Home Ownership Rate On The Decline In US
According to the US Census Bureau, the home ownership rate is on the decline in the US, and their most recent report showed that the current rate of 65.9% is the lowest recorded since 1998. The fact that the home ownership rate is dropping should come as no surprise, as nearly 70% of Americans owned their homes at the height of the US housing boom. The US Census Bureau news released "RESIDENTIAL VACANCIES AND HOMEOWNERSHIP IN THE SECOND QUARTER 2011" just last week stating:
The homeownership rate of 65.9 percent was 1.0 percentage points (+/-0.4%) lower than the second quarter 2010 rate (66.9 percent) and 0.5 percentage points (+/-0.4%) lower than the rate last quarter (66.4 percent).
Normalization Of The Home Ownership Rate
We should expect to see a "normalization" of the home ownership rate over the next few decades. The political push for an increase in this statistic was promoted by Democrats and Republicans alike over the past 50 years and I believe was a major contributing factor for the housing market bubble that exploded in 2006. The Clinton administration was perhaps the first to make this a priority primary mission of HUD, especially for minorities and low-income families. That tasking was carried out through subsidy programs and through the two government sponsored entities, Fannie Mae and Freddie Mac.

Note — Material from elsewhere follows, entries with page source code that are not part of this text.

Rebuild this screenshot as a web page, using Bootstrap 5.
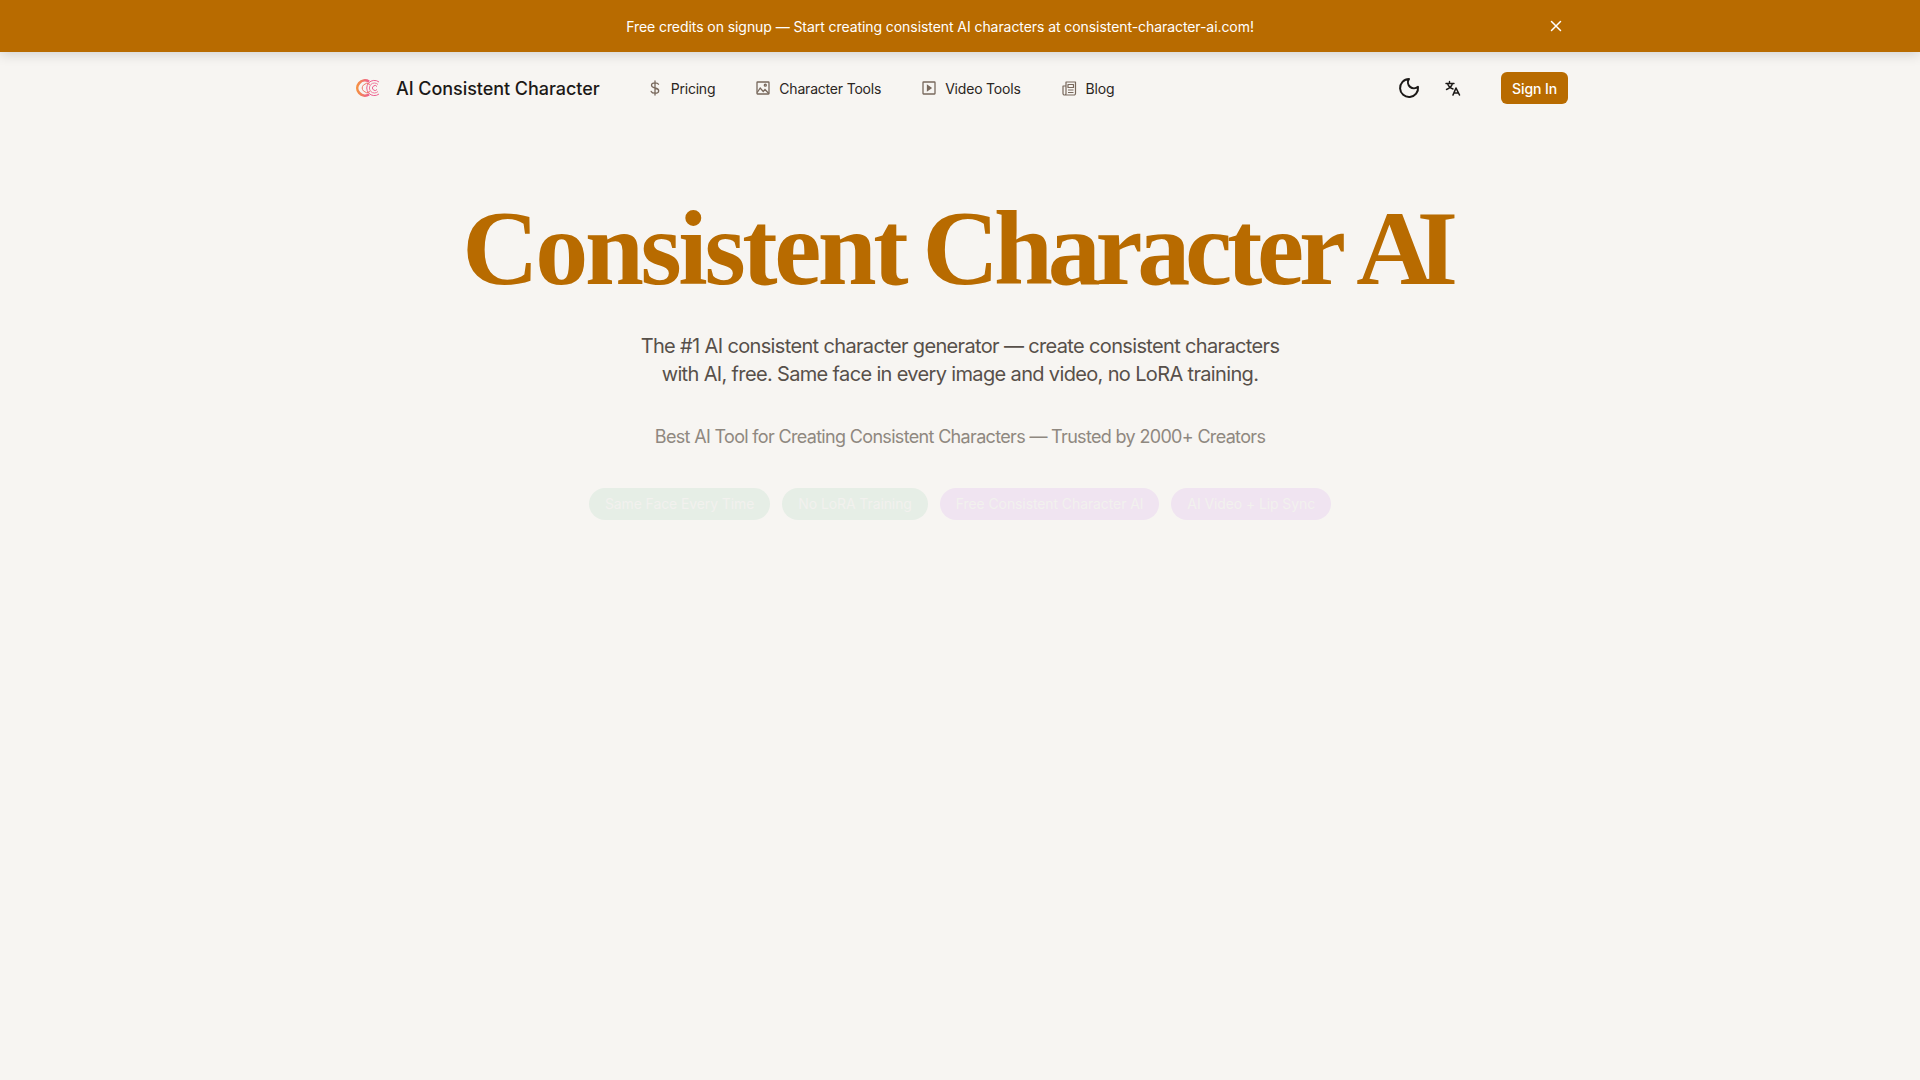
<!DOCTYPE html>
<html lang="en">
<head>
  <meta charset="UTF-8">
  <title>Consistent Character AI</title>
  <meta name="viewport" content="width=device-width, initial-scale=1">
  <link href="https://cdn.jsdelivr.net/npm/bootstrap@5.3.3/dist/css/bootstrap.min.css" rel="stylesheet">
  <style>
    body { background-color: #f7f5f2; font-family: Inter, "Noto Sans", sans-serif; color: #1c1917; min-height: 1080px; }
    .promo-bar { background-color: #b86b00; color: #fff; height: 52px; font-size: 14px; letter-spacing: -.07px; padding-right: 40px; box-shadow: 0 2px 12px rgba(0,0,0,.16); position: relative; }
    .promo-close { right: 356px; top: 50%; transform: translateY(-50%); width: 16px; height: 16px; background: none; border: 0; padding: 0; color: #fff; line-height: 0; }
    .top-nav { width: 1216px; height: 72px; padding: 0 0 0 4px; }
    .brand-name { font-size: 18px; font-weight: 500; color: #1c1917; margin-left: 16px; margin-right: 48px; letter-spacing: -.05px; text-decoration: none; }
    .nav-item-link { font-size: 14px; color: #2b2622; text-decoration: none; margin-right: 41px; letter-spacing: -.2px; }
    .nav-item-link svg { margin-right: 9px; color: #78685c; }
    .btn-signin { background-color: #b86b00; color: #fff; font-size: 14px; font-weight: 500; letter-spacing: -.1px; border: 0; border-radius: 6px; height: 32px; width: 67px; padding: 0; margin-left: 40px; }
    .btn-signin:hover { background-color: #a05d00; color: #fff; }
    .hero-title { font-family: "Liberation Serif", serif; font-weight: 700; font-size: 106px; line-height: 1; color: #b86b00; margin: 72px 0 0; padding-right: 5px; letter-spacing: -5.2px; word-spacing: -4px; }
    .title-word-a { letter-spacing: -3.4px; }
    .title-word-b { letter-spacing: -16px; }
    .hero-sub { font-size: 20px; line-height: 28px; color: #57504a; width: 672px; margin: 30px 0 0; letter-spacing: -.65px; }
    .hero-trust { font-size: 18px; line-height: 28px; color: #8f8880; margin: 35px 0 0; letter-spacing: -.67px; }
    .chip-row { margin-top: 37px; gap: 12px; }
    .chip-item { font-size: 14px; height: 32px; line-height: 32px; padding: 0 16px; border-radius: 16px; color: #f2f1ee; letter-spacing: -.1px; }
    .chip-green { background-color: #e6eee6; }
    .chip-pink { background-color: #f0e4f1; }
  </style>
</head>
<body>
  <div class="promo-bar d-flex align-items-center justify-content-center">
    <span>Free credits on signup — Start creating consistent AI characters at consistent-character-ai.com!</span>
    <button class="promo-close position-absolute" aria-label="Close">
      <svg width="16" height="16" viewBox="0 0 16 16" fill="none" stroke="currentColor" stroke-width="1.5" stroke-linecap="round"><path d="M3.5 3.5l9 9M12.5 3.5l-9 9"/></svg>
    </button>
  </div>

  <nav class="top-nav mx-auto d-flex align-items-center">
    <svg width="24" height="24" viewBox="0 0 24 24" fill="none" stroke-width="1">
      <defs><linearGradient id="logoGrad" x1="0" x2="1" y1="0" y2="0"><stop offset="0" stop-color="#f59043"/><stop offset="1" stop-color="#ee5f8f"/></linearGradient></defs>
      <path d="M13 5.6a7.6 7.6 0 1 0 0 12.8" stroke="url(#logoGrad)" stroke-width="2.6"/>
      <path d="M23 6a7.6 7.6 0 1 0 0 12" stroke="#ee5f8f"/>
      <path d="M22 8.5a5 5 0 1 0 0 7" stroke="#f07a9a"/>
      <path d="M14 8.5a4.6 4.6 0 1 0 0 7" stroke="#f07a6a"/>
      <path d="M21 10.5a2.5 2.5 0 1 0 0 3" stroke="#ee5f8f"/>
    </svg>
    <a class="brand-name" href="#">AI Consistent Character</a>
    <a class="nav-item-link d-flex align-items-center" href="#">
      <svg width="14" height="16" viewBox="0 0 14 16" fill="none" stroke="currentColor" stroke-width="1.3" stroke-linecap="round"><path d="M7 1v14M10.5 4.2C10 3.2 8.8 2.8 7 2.8c-2 0-3.5.9-3.5 2.5S5 7.5 7 8s3.7 1 3.7 2.7S9 13.2 7 13.2c-1.9 0-3.3-.6-3.8-1.8"/></svg>Pricing
    </a>
    <a class="nav-item-link d-flex align-items-center" href="#">
      <svg width="14" height="14" viewBox="0 0 14 14" fill="none" stroke="currentColor" stroke-width="1.3"><rect x="1" y="1" width="12" height="12" rx=".5"/><circle cx="9.3" cy="4.2" r="1"/><path d="M1.2 11.5l3-4.5 3 3.5 1.8-2 3.8 4"/></svg>Character Tools
    </a>
    <a class="nav-item-link d-flex align-items-center" href="#">
      <svg width="14" height="14" viewBox="0 0 14 14" fill="none" stroke="currentColor" stroke-width="1.3"><rect x="1" y="1" width="12" height="12" rx=".5"/><path d="M5.5 4.5l3.5 2.5-3.5 2.5z" fill="currentColor"/></svg>Video Tools
    </a>
    <a class="nav-item-link d-flex align-items-center" href="#">
      <svg width="15" height="15" viewBox="0 0 15 15" fill="none" stroke="currentColor" stroke-width="1.2" stroke-linejoin="round"><path d="M4 1h9.500v11.500a1.500 1.500 0 0 1-1.500 1.500H2.500A1.500 1.500 0 0 1 1 12.500V5h3zM4 5v7.500a1.500 1.500 0 0 1-1.500 1.500"/><path d="M6 3.500h5.500v3H6zM6 9h5.500M6 11.500h5.500"/></svg>Blog
    </a>
    <button class="btn p-0 border-0 ms-auto d-flex" aria-label="Theme">
      <svg width="24" height="24" viewBox="0 0 24 24" fill="none" stroke="#1c1917" stroke-width="2" stroke-linecap="round" stroke-linejoin="round"><path d="M12 3a6 6 0 0 0 9 7.800A9 9 0 1 1 12 3z"/></svg>
    </button>
    <button class="btn p-0 border-0 d-flex" style="margin-left:24px" aria-label="Language">
      <svg width="16" height="16" viewBox="0 0 16 16" fill="none" stroke="#1c1917" stroke-width="1.4" stroke-linecap="round" stroke-linejoin="round"><path d="M1 3.500h8M4.500 1.500v2M7.500 3.500C6.600 6.600 4.200 8.500 1.500 9.500M2.500 3.500c.8 2.500 3 4.600 5.500 5.500"/><path d="M8 15l3-7 3.500 7M9 13h4.500" stroke-width="1.6"/></svg>
    </button>
    <button class="btn btn-signin">Sign In</button>
  </nav>

  <main class="d-flex flex-column align-items-center text-center">
    <h1 class="hero-title"><span class="title-word-a">Consistent</span> Character <span class="title-word-b">A</span>I</h1>
    <p class="hero-sub">The #1 AI consistent character generator — create consistent characters with AI, free. Same face in every image and video, no LoRA training.</p>
    <p class="hero-trust">Best AI Tool for Creating Consistent Characters — Trusted by 2000+ Creators</p>
    <div class="chip-row d-flex">
      <span class="chip-item chip-green">Same Face Every Time</span>
      <span class="chip-item chip-green">No LoRA Training</span>
      <span class="chip-item chip-pink">Free Consistent Character AI</span>
      <span class="chip-item chip-pink">AI Video + Lip Sync</span>
    </div>
  </main>

  <script src="https://cdn.jsdelivr.net/npm/bootstrap@5.3.3/dist/js/bootstrap.bundle.min.js"></script>
</body>
</html>
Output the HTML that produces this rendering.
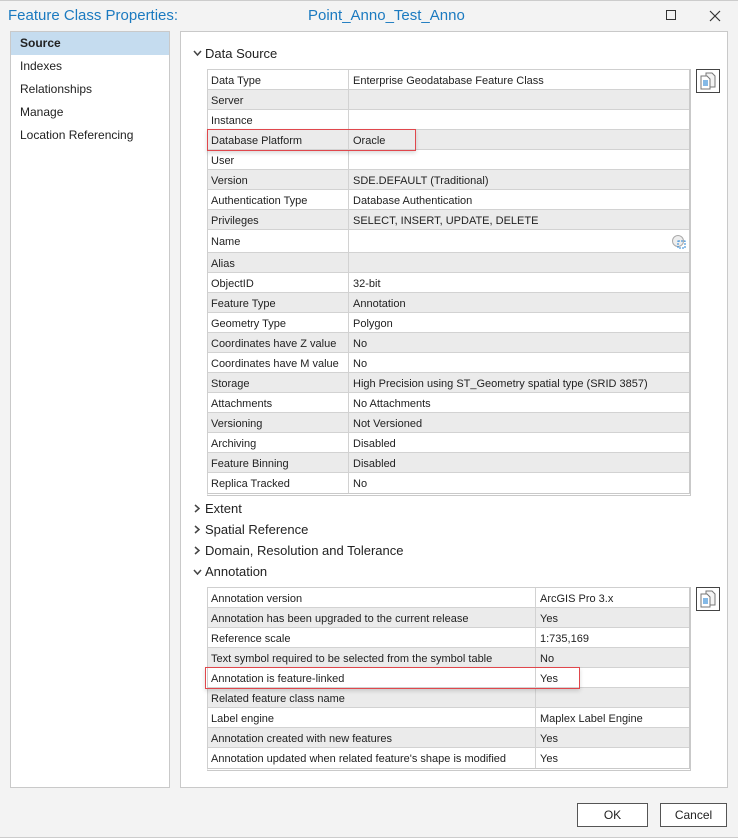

The political push for higher home ownership rates created a demand for new loan products (for those who would not qualify under traditional lending programs) and we all know how that turned out. The housing market must now move forward by embracing the standards that proved to be successful for a very long time, and that means we will see a further and significant decline in the rate of home ownership in America.
Ramifications Of A Falling Home Ownership Rate
As more families choose (or are forced) to rent, the balance of power for control of rental rates will begin to slide back to property owners. Rental rates will be controlled by a smaller group of owners and I believe this means we should gear for rent inflation at higher levels than have been seen over the past twenty years. Real estate investors will be lured back into the market as returns will become far more favorable.
There will still be a period of adjustment for most US housing markets, as scores of distressed properties must still be sold and the balance between supply and demand comes back in line with the cost of replacement for homes. Rising rental rates might be held in check due to the current supply imbalance, but once it clears over the coming years, renters should expect to see significant hikes in their rental rates. The home ownership rate will still continue to decline back to historical norms, but families will find the cost of owning a home will still be the best deal in most towns.